I've used the same lock for years first on the hatch cover of several sailboats and now on the ball coupler on my trailer. I also lock the ball mount and peen the threads over on the ball under the mount. Never have had a problem and short of using a cutting torch someone will have a tough time stealing my rig.


----------



## Johnny (Mar 25, 2016)

LMAO if I tried that, I would be in the emergency room
getting all the skin sewn back onto my knuckles !!


I did learn how to break *into* a 1996 Jeep XJ Cherokee
last week !! Left the keys in the ignition while at BPS.
Normally, I keep one on a wire inside the wheel well.
I had to use it one day and never put it back - duhhhhh.
The windows were down 1/4" to ventilate while shopping.
putting both palms flat on the window glass, I bumped
the passenger side glass up and down and was able to 
back the track down enough to get a newly purchased 
6ft Ugly Stik rod in and retrieve the keys . . . 
The security guard that rides around in the golf cart
was duly impressed - and will remember that trick.
(of course it may not work on all vehicles, and am sure
the glass must be already down some for it to work)

now - I have a key on a wire under BOTH wheel wells.




.


----------



## Jim (Mar 25, 2016)

I've been researching the best way to chain and lock a tree stand to a tree. Any recommendations?


----------



## Fishfreek (Mar 26, 2016)

Jim said:


> I've been researching the best way to chain and lock a tree stand to a tree. Any recommendations?

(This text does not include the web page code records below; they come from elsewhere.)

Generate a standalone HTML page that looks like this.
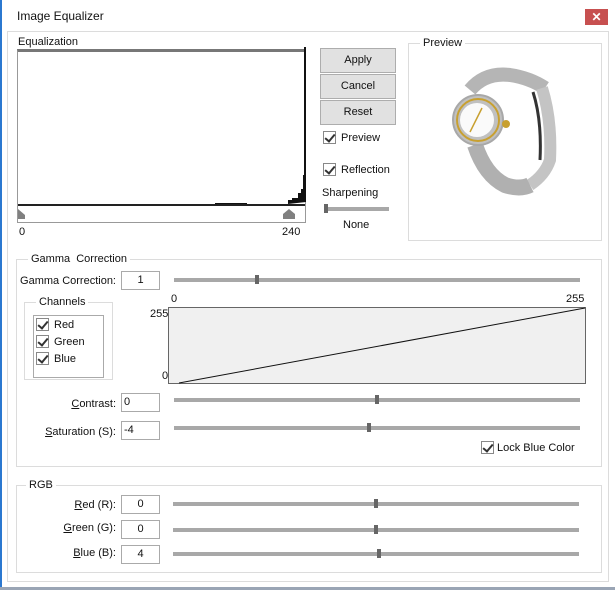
<!DOCTYPE html>
<html><head><style>
*{margin:0;padding:0;box-sizing:border-box}
body{width:615px;height:590px;background:#fff;font-family:"Liberation Sans",sans-serif;font-size:11px;color:#111;position:relative;overflow:hidden}
.a{position:absolute;line-height:13px}
.gb{position:absolute;border:1px solid #dcdcdc}
.lg{position:absolute;background:#fff;padding:0 3px;line-height:13px}
.btn{position:absolute;left:320px;width:76px;height:25px;background:#e1e1e1;border:1px solid #adadad;text-align:center;line-height:23px}
.cb{position:absolute;width:13px;height:13px;border:1px solid #888;background:#fff}
.cb:after{content:"";position:absolute;left:3px;top:0px;width:4px;height:8px;border:solid #333;border-width:0 2px 2px 0;transform:rotate(40deg)}
.inp{position:absolute;left:121px;width:39px;height:19px;border:1px solid #aaa;background:#fff;line-height:17px;text-align:center}
.sl{position:absolute;height:4px;background:#a8a8a8}
.th{position:absolute;width:4px;height:9px;background:#666}
.lb{position:absolute;text-align:right;width:110px;left:6px;line-height:13px}
u{text-decoration:underline}
</style></head><body>
<div class="a" style="left:0;top:0;width:2px;height:590px;background:#2b78d0"></div>
<div class="a" style="left:0;top:587px;width:615px;height:3px;background:#9aa5b5"></div>
<div class="a" style="left:17px;top:10px;font-size:12px">Image Equalizer</div>
<div class="a" style="left:585px;top:9px;width:23px;height:16px;background:#c75050;color:#fff;text-align:center;font-weight:bold;line-height:16px;font-size:12px">✕</div>
<div class="gb" style="left:7px;top:31px;width:602px;height:551px"></div>

<div class="a" style="left:18px;top:36px">Equalization</div>
<div class="a" style="left:17px;top:49px;width:289px;height:174px;border:1px solid #999;border-top:3px solid #777;background:#fff"></div>
<div class="a" style="left:18px;top:204px;width:287px;height:2px;background:#222"></div>
<svg class="a" style="left:0;top:0" width="615" height="240">
<path d="M215 204h32v-1h-32z M288 204v-4h4v-2h6v-5h3v-4h2v-14h1v-128h2v155z" fill="#111"/>
<path d="M18 209l7 6v4h-7z" fill="#808080"/>
<path d="M283 219v-5l6-5 6 5v5z" fill="#808080"/>
</svg>
<div class="a" style="left:19px;top:226px">0</div>
<div class="a" style="left:282px;top:226px">240</div>

<div class="btn" style="top:48px">Apply</div>
<div class="btn" style="top:74px">Cancel</div>
<div class="btn" style="top:100px">Reset</div>
<div class="cb" style="left:323px;top:131px"></div><div class="a" style="left:341px;top:132px">Preview</div>
<div class="cb" style="left:323px;top:163px"></div><div class="a" style="left:341px;top:164px">Reflection</div>
<div class="a" style="left:322px;top:187px">Sharpening</div>
<div class="sl" style="left:324px;top:207px;width:65px"></div><div class="th" style="left:324px;top:204px;height:9px"></div>
<div class="a" style="left:343px;top:219px">None</div>

<div class="gb" style="left:408px;top:43px;width:194px;height:198px"></div>
<div class="lg" style="left:420px;top:37px">Preview</div>
<svg class="a" style="left:430px;top:60px" width="150" height="150">
<path d="M40 30 Q55 12 80 15 Q100 18 115 28" fill="none" stroke="#b5b5b5" stroke-width="14"/>
<path d="M112 28 Q122 60 120 100 Q115 115 100 125" fill="none" stroke="#c4c4c4" stroke-width="12"/>
<path d="M103 32 Q112 60 110 100" fill="none" stroke="#333" stroke-width="3"/>
<path d="M45 85 Q55 115 75 125 Q90 130 100 125" fill="none" stroke="#b0b0b0" stroke-width="16"/>
<circle cx="48" cy="60" r="25" fill="#c0c0c0" stroke="#a8a8a8" stroke-width="2"/>
<circle cx="48" cy="60" r="21" fill="none" stroke="#c8a030" stroke-width="2"/>
<circle cx="47" cy="60" r="17" fill="#fafafa"/>
<path d="M46 60 L40 72 M46 60 L52 48" stroke="#c8a030" stroke-width="1.5"/>
<circle cx="76" cy="64" r="4" fill="#c8a030"/>
</svg>

<div class="gb" style="left:16px;top:259px;width:586px;height:208px"></div>
<div class="lg" style="left:28px;top:253px">Gamma&nbsp; Correction</div>
<div class="lb" style="top:275px">Gamma Correction:</div>
<div class="inp" style="top:271px">1</div>
<div class="sl" style="left:174px;top:278px;width:406px"></div><div class="th" style="left:255px;top:275px"></div>

<div class="gb" style="left:24px;top:302px;width:89px;height:78px"></div>
<div class="lg" style="left:36px;top:296px">Channels</div>
<div class="a" style="left:33px;top:315px;width:71px;height:63px;border:1px solid #aaa"></div>
<div class="cb" style="left:36px;top:318px"></div><div class="a" style="left:54px;top:319px">Red</div>
<div class="cb" style="left:36px;top:335px"></div><div class="a" style="left:54px;top:336px">Green</div>
<div class="cb" style="left:36px;top:352px"></div><div class="a" style="left:54px;top:353px">Blue</div>

<div class="a" style="left:171px;top:293px">0</div>
<div class="a" style="left:566px;top:293px">255</div>
<div class="a" style="left:150px;top:308px">255</div>
<div class="a" style="left:162px;top:370px">0</div>
<div class="a" style="left:168px;top:307px;width:418px;height:77px;background:#f0f0f0;border:1px solid #666"></div>
<svg class="a" style="left:0;top:0" width="615" height="400"><line x1="179" y1="383" x2="585" y2="308" stroke="#111" stroke-width="1"/></svg>

<div class="lb" style="top:398px"><u>C</u>ontrast:</div>
<div class="inp" style="top:393px;text-align:left;padding-left:2px">0</div>
<div class="sl" style="left:174px;top:398px;width:406px"></div><div class="th" style="left:375px;top:395px"></div>
<div class="lb" style="top:426px"><u>S</u>aturation (S):</div>
<div class="inp" style="top:421px;text-align:left;padding-left:2px">-4</div>
<div class="sl" style="left:174px;top:426px;width:406px"></div><div class="th" style="left:367px;top:423px"></div>
<div class="cb" style="left:481px;top:441px"></div><div class="a" style="left:497px;top:442px">Lock Blue Color</div>

<div class="gb" style="left:16px;top:485px;width:586px;height:88px"></div>
<div class="lg" style="left:26px;top:479px">RGB</div>
<div class="lb" style="top:499px"><u>R</u>ed (R):</div>
<div class="inp" style="top:495px">0</div>
<div class="sl" style="left:173px;top:502px;width:406px"></div><div class="th" style="left:374px;top:499px"></div>
<div class="lb" style="top:522px"><u>G</u>reen (G):</div>
<div class="inp" style="top:520px">0</div>
<div class="sl" style="left:173px;top:528px;width:406px"></div><div class="th" style="left:374px;top:525px"></div>
<div class="lb" style="top:547px"><u>B</u>lue (B):</div>
<div class="inp" style="top:545px">4</div>
<div class="sl" style="left:173px;top:552px;width:406px"></div><div class="th" style="left:377px;top:549px"></div>
</body></html>
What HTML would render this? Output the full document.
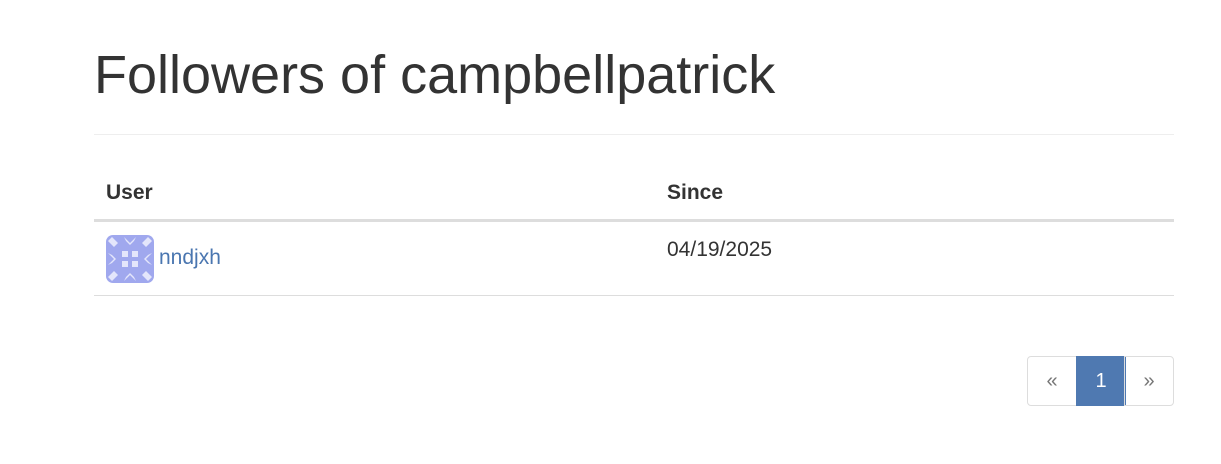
<!DOCTYPE html>
<html><head><style>
body{margin:0;background:#fff;font-family:"Liberation Sans",Arial,sans-serif;color:#333;}
h1{position:absolute;left:94px;top:44px;margin:0;font-size:54px;font-weight:400;line-height:62px;color:#333;}
.hr{position:absolute;left:94px;width:1080px;top:134px;height:1px;background:#eee;}
.th{position:absolute;top:181px;font-weight:bold;font-size:21px;}
.b2{position:absolute;left:94px;width:1080px;top:219px;height:3px;background:#ddd;}
.b1{position:absolute;left:94px;width:1080px;top:295px;height:1px;background:#ddd;}
.av{position:absolute;left:106px;top:235px;width:48px;height:48px;border-radius:7px;background:#a0a8ee;overflow:hidden;}
.pg{position:absolute;top:356px;height:48px;border:1px solid #ddd;display:flex;align-items:center;justify-content:center;font-size:20px;}
</style></head><body>
<h1>Followers of campbellpatrick</h1>
<div class="hr"></div>
<div class="th" style="left:106px">User</div>
<div class="th" style="left:667px">Since</div>
<div class="b2"></div>
<div class="av"><svg width="48" height="48" viewBox="0 0 48 48">
<g fill="#e4e6fb">
<rect x="16" y="16" width="6" height="6"/><rect x="26" y="16" width="6" height="6"/>
<rect x="16" y="26" width="6" height="6"/><rect x="26" y="26" width="6" height="6"/>
<path d="M2 6 L6 2 L12 8 L8 12Z M46 6 L42 2 L36 8 L40 12Z M2 42 L6 46 L12 40 L8 36Z M46 42 L42 46 L36 40 L40 36Z"/>
<path d="M18 2 L24 8 L30 2 L28 6 L24 10 L20 6Z M18 46 L24 40 L30 46 L28 42 L24 38 L20 42Z M2 18 L8 24 L2 30 L6 28 L10 24 L6 20Z M46 18 L40 24 L46 30 L42 28 L38 24 L42 20Z"/>
</g>
</svg></div>
<div style="position:absolute;left:159px;top:246px;font-size:21px;color:#4a76b0">nndjxh</div>
<div style="position:absolute;left:667px;top:238px;font-size:21px;">04/19/2025</div>
<div class="b1"></div>
<div class="pg" style="left:1027px;width:48px;border-radius:4px 0 0 4px;color:#777">«</div>
<div class="pg" style="left:1076px;width:48px;background:#4f79b1;border-color:#4f79b1;color:#fff">1</div>
<div class="pg" style="left:1124px;width:48px;border-radius:0 4px 4px 0;color:#777">»</div>
</body></html>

I was talking to my cousin about the stands at their hunting lease property. They remove the bottom sections and take it out with them when they leave. He said they have an external sleeve attached to the bottom section that just slides over the upper section. The upper section of the stand is over 8' off the ground. I don't hunt so I'm not familiar with how stands are built.


----------



## lovedr79 (Mar 26, 2016)

Jim I have a heavy duty harley davidson cable I use on mine. But I ha e also found that if they want it they will get it. Especially if they have a cordless grinder. Several were stolen from my group this year via grinders


----------



## Johnny (Mar 26, 2016)

if using a chain, make sure it is just as hard as the lock (IMO).


----------



## Steve A W (Mar 26, 2016)

Johnny said:


> LMAO if I tried that, I would be in the emergency room
> getting all the skin sewn back onto my knuckles !!
> 
> 
> ...


 " a newly purchased 6ft Ugly Stik rod "
Good thing you weren't picking up a six pack! LOL 

Steve A W


----------



## JMichael (Mar 27, 2016)

Johnny said:


> LMAO if I tried that, I would be in the emergency room
> getting all the skin sewn back onto my knuckles !!
> 
> 
> ...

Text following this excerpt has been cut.